Bart Barnes remembers Height in a long and detailed obit in the Washington Post, and her life was both impressive and varied. She started out as a welfare caseworker in Harlem, and later said, “I was one of the multitude whose first experience as a civil rights activist was in walking and talking with merchants on 125th Street.” From there she moved to the YWCA, where she helped integrate facilities, and then to the National Council of Negro Women, where she was president for 40 years. She worked tirelessly on voter registration drives and development projects in the US and Africa, and fought for women’s equality before there was a broad-based movement to do so. She once said, “If the times aren’t ripe, you have to ripen the times.”

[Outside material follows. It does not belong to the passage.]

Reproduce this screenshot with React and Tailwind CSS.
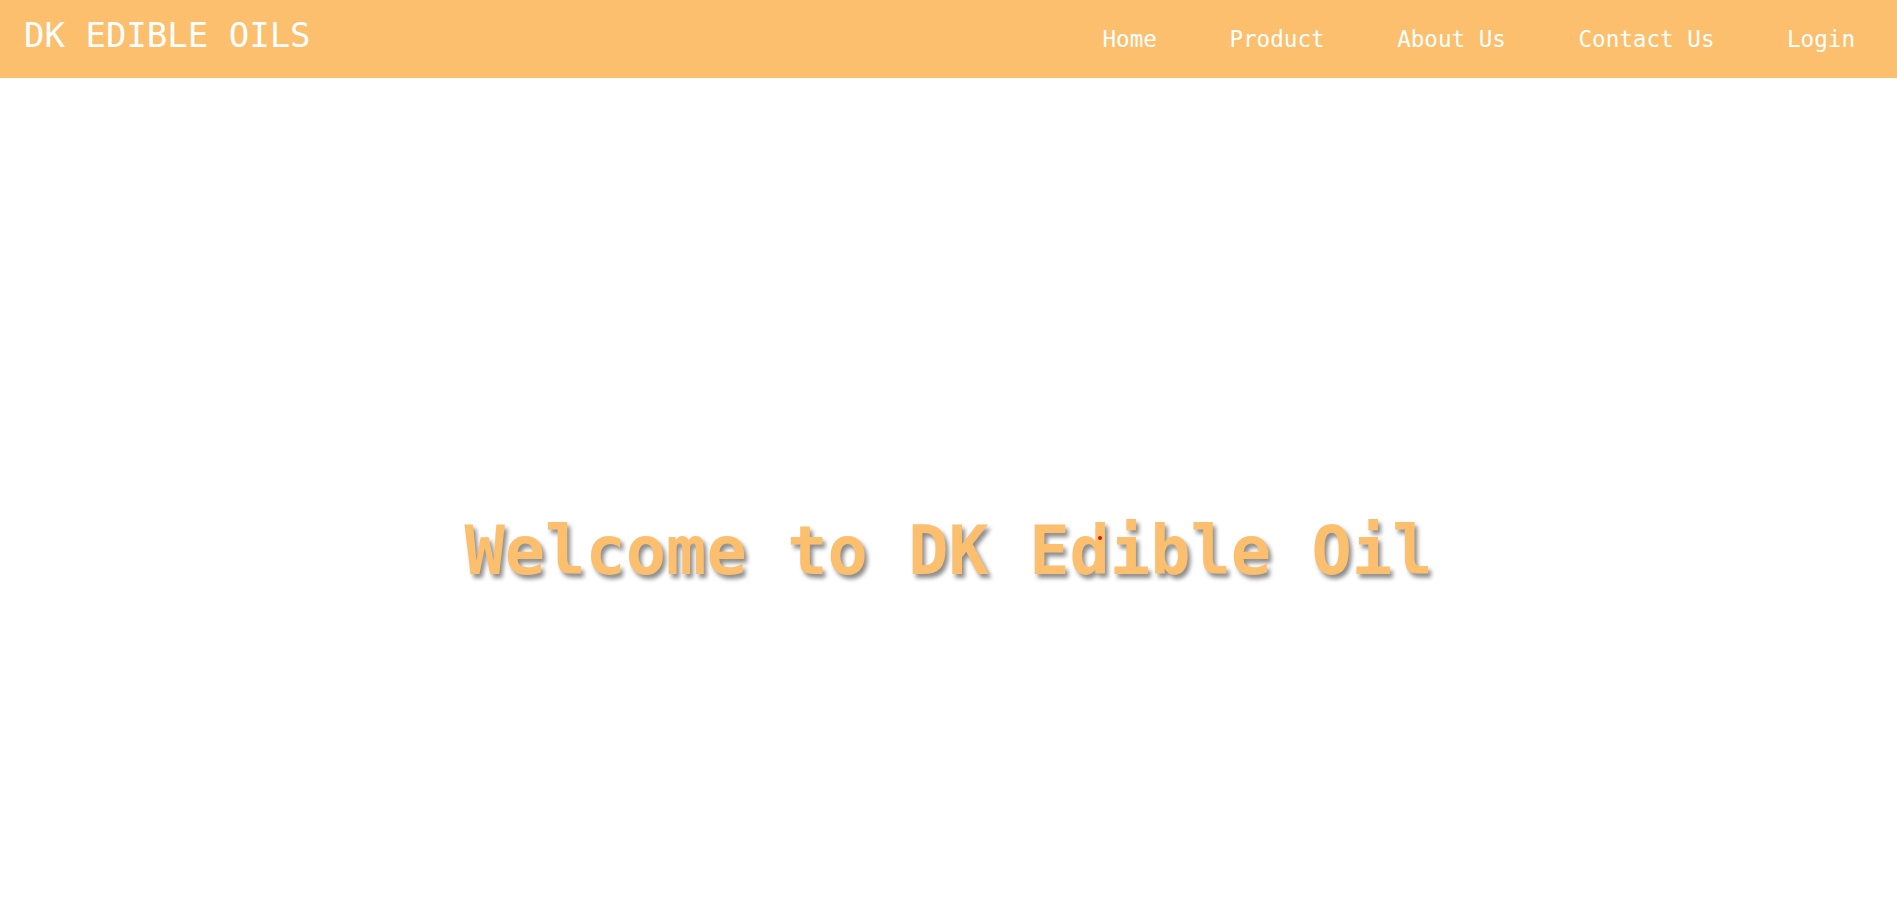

Height was on the platform with Martin Luther King when he gave his “I Have a Dream” speech. Activist C. DeLores Tucker said, “I call Rosa Parks the mother of the civil rights movement. Dorothy Height is the queen.” Barack Obama, in a statement earlier this morning, called Height “the godmother of the Civil Rights Movement and a hero to so many Americans.” She was also an advocate of dressing to impress — she said, “I came up at a time when young women wore hats, and they wore gloves. Too many people in my generation fought for the right for us to be dressed up and not put down.” In the MSNBC interview below, she shows off both her political mettle and her style.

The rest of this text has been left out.